Example from Gallian: Let $f(x) = x^5+2x^2+2x+2\in Z_3[x]$. Then the irreducible factorization of $f(x)$ over $Z_3$ is $(x^2+1)(x^3+2x+2)$. So to find an find an extension $E$ of $Z_3$, in which $f(x)$ has a zero, we may take $E = Z_3[x]/<x^2+1>$, a field with nine elements or $E = Z_3[x]/<x^3+2x+2>$, a field with 27 elements.
I understand that $x+<x^2+1>\in Z_3[x]/<x^2+1>$ is s.t. $x+<x^2+1>$ is a zero of $x^2+1$ and is thus a zero of $f(x)$ in $E$. But I don't understand how I can see $E$ contains $Z_3$ and also how to see $Z_3[x]/<x^2+1>$ has nine elements and the other one with 27 elements. Thanks and appreciate hint.
$\Bbb Z_3$ is contained in $\Bbb Z_3[x]$ as the constant terms. They then get passed to the quotient $\Bbb Z_3[x]/I$ for some ideal $I$ as $0+I$, $1+I$ and $2+I$. So we say that $\Bbb Z_3$ is contained in $\Bbb Z_3[x]/I$, but what we mean is that the two canonical morphisms mentioned above are injective, and $\Bbb Z_3[x]/I$ contains a subring isomorphic to $\Bbb Z_3$.

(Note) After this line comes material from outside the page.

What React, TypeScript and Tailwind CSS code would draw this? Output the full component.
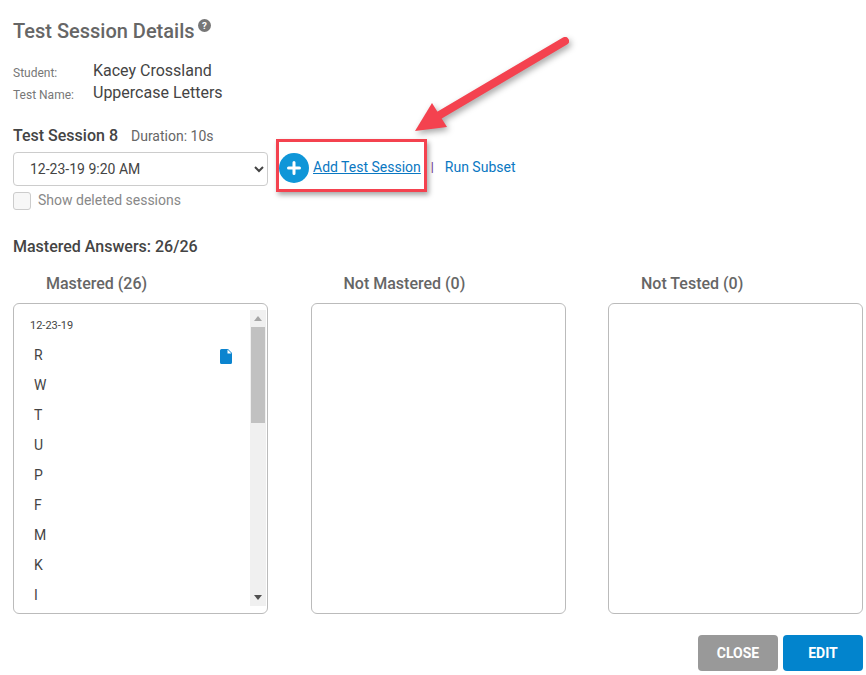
const letters = ["R", "W", "T", "U", "P", "F", "M", "K", "I"];

function Column({ title, children }: { title: string; children?: React.ReactNode }) {
  return (
    <div className="w-[255px]">
      <div className="pl-[33px] h-[20px] leading-[20px] text-[16px] font-medium text-[#666]">{title}</div>
      <div className="mt-[9px] h-[311px] rounded-[6px] border border-[#bbb] overflow-hidden">{children}</div>
    </div>
  );
}

function DocIcon() {
  return (
    <svg width="12" height="15" viewBox="0 0 12 15" className="mt-[2px]">
      <path d="M1.5 0H8L12 4V13.5A1.5 1.5 0 0 1 10.5 15H1.5A1.5 1.5 0 0 1 0 13.5V1.5A1.5 1.5 0 0 1 1.5 0Z" fill="#0b84cf" />
      <path d="M7.5 0.5L11.5 4.5H7.5Z" fill="#fff" />
    </svg>
  );
}

function MasteredList() {
  return (
    <div className="flex h-full pt-[6px] pb-[7px] pr-px">
      <div className="flex-1 overflow-hidden pl-[16px]">
        <div className="h-[30px] pt-[8px] leading-[16px] text-[11px] text-[#444]">12-23-19</div>
        {letters.map((l, i) => (
          <div key={l} className="flex h-[30px] items-center justify-between pl-[4px] pr-[18px] text-[14px] text-[#444]">
            <span>{l}</span>
            {i === 0 && <DocIcon />}
          </div>
        ))}
      </div>
      <div className="flex w-[16px] flex-col bg-[#f0f0f0]">
        <div className="flex h-[17px] items-center justify-center">
          <div className="h-0 w-0 border-x-[4px] border-b-[5px] border-x-transparent border-b-[#a6a6a6]" />
        </div>
        <div className="mx-px h-[96px] bg-[#c1c1c1]" />
        <div className="flex-1" />
        <div className="flex h-[17px] items-center justify-center">
          <div className="h-0 w-0 border-x-[4px] border-t-[5px] border-x-transparent border-t-[#505050]" />
        </div>
      </div>
    </div>
  );
}

export default function App() {
  return (
    <div className="relative h-[675px] w-[866px] overflow-hidden bg-white font-['Roboto',sans-serif]">
      <div className="pl-[13px] pr-[3px] pt-[19px]">
        <div className="flex h-[24px] items-start">
          <h1 className="text-[20px] leading-[24px] font-medium text-[#666]">Test Session Details</h1>
          <svg width="13" height="13" viewBox="0 0 14 14" className="ml-[3px] mt-0">
            <circle cx="7" cy="7" r="7" fill="#777" />
            <text x="7" y="11" textAnchor="middle" fontSize="10.5" fontWeight="700" fill="#fff">?</text>
          </svg>
        </div>

        <div className="mt-[17px] flex h-[22px] items-center">
          <span className="w-[80px] pt-[3px] text-[12px] text-[#777]">Student:</span>
          <span className="text-[16px] text-[#444]">Kacey Crossland</span>
        </div>
        <div className="flex h-[22px] items-center">
          <span className="w-[80px] pt-[3px] text-[12px] text-[#777]">Test Name:</span>
          <span className="text-[16px] text-[#444]">Uppercase Letters</span>
        </div>

        <div className="mt-[22px] flex h-[20px] items-center">
          <span className="text-[16px] font-medium text-[#444]">Test Session 8</span>
          <span className="ml-[13px] text-[14px] text-[#666]">Duration: 10s</span>
        </div>

        <div className="mt-[6px] flex items-start">
          <div className="w-[255px]">
            <select className="h-[34px] w-full rounded-[4px] border border-[#ccc] bg-white pl-[12px] text-[14px] text-[#444]">
              <option>12-23-19 9:20 AM</option>
            </select>
            <div className="mt-[6px] flex h-[18px] items-start">
              <div className="h-[18px] w-[18px] rounded-[3px] border border-[#ccc] bg-[#f7f7f7]" />
              <span className="ml-[7px] text-[14px] leading-[16px] text-[#888]">Show deleted sessions</span>
            </div>
          </div>
          <div className="ml-[11px] flex h-[32px] items-center">
            <div className="flex h-[30px] w-[30px] items-center justify-center rounded-full bg-[#0f96d8]">
              <svg width="16" height="16" viewBox="0 0 16 16">
                <path d="M8 2.5V13.5M2.5 8H13.5" stroke="#fff" strokeWidth="3" strokeLinecap="round" />
              </svg>
            </div>
            <a className="ml-[4px] mb-[2px] text-[14px] text-[#0a78c2] underline">Add Test Session</a>
            <span className="ml-[10px] mb-[2px] text-[12px] font-medium text-[#6b2f8c]">|</span>
            <a className="ml-[11px] mb-[2px] text-[14px] text-[#0a78c2]">Run Subset</a>
          </div>
        </div>

        <div className="mt-[27px] h-[20px] text-[16px] leading-[20px] font-medium text-[#444]">Mastered Answers: 26/26</div>

        <div className="mt-[17px] flex justify-between">
          <Column title="Mastered (26)">
            <MasteredList />
          </Column>
          <Column title="Not Mastered (0)" />
          <Column title="Not Tested (0)" />
        </div>

        <div className="mt-[21px] flex justify-end gap-[5px]">
          <button className="h-[36px] w-[80px] rounded-[4px] bg-[#999] text-[14px] font-bold text-white">CLOSE</button>
          <button className="h-[36px] w-[80px] rounded-[4px] bg-[#0284cd] text-[14px] font-bold text-white">EDIT</button>
        </div>
      </div>

      {/* annotation box + arrow */}
      <div className="absolute left-[276px] top-[139px] h-[53px] w-[151px] border-[3px] border-[#f4424f] shadow-[2px_3px_5px_rgba(0,0,0,0.35)]" />
      <svg width="866" height="675" className="pointer-events-none absolute left-0 top-0 drop-shadow-[2px_3px_3px_rgba(0,0,0,0.35)]">
        <path d="M565 41L438 116" stroke="#f4424f" strokeWidth="8" strokeLinecap="round" />
        <path d="M415 131L432 103L447 127Z" fill="#f4424f" />
      </svg>
    </div>
  );
}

As for the number of elements, consider the fact that any element in $\Bbb Z_3[x]/\langle x^2+1\rangle$ has a representative polynomial of degree one or zero (including the zero polynomial). And no two polynomials of degree one or zero represents the same congruence class. So the number of elements in $\Bbb Z_3[x]/\langle x^2+1\rangle$ is the same as the number of polynomials of degree one or zero.
The same goes for $\Bbb Z_3[x]/\langle x^3+2x+1\rangle$ and polynomials of degree two, one or zero.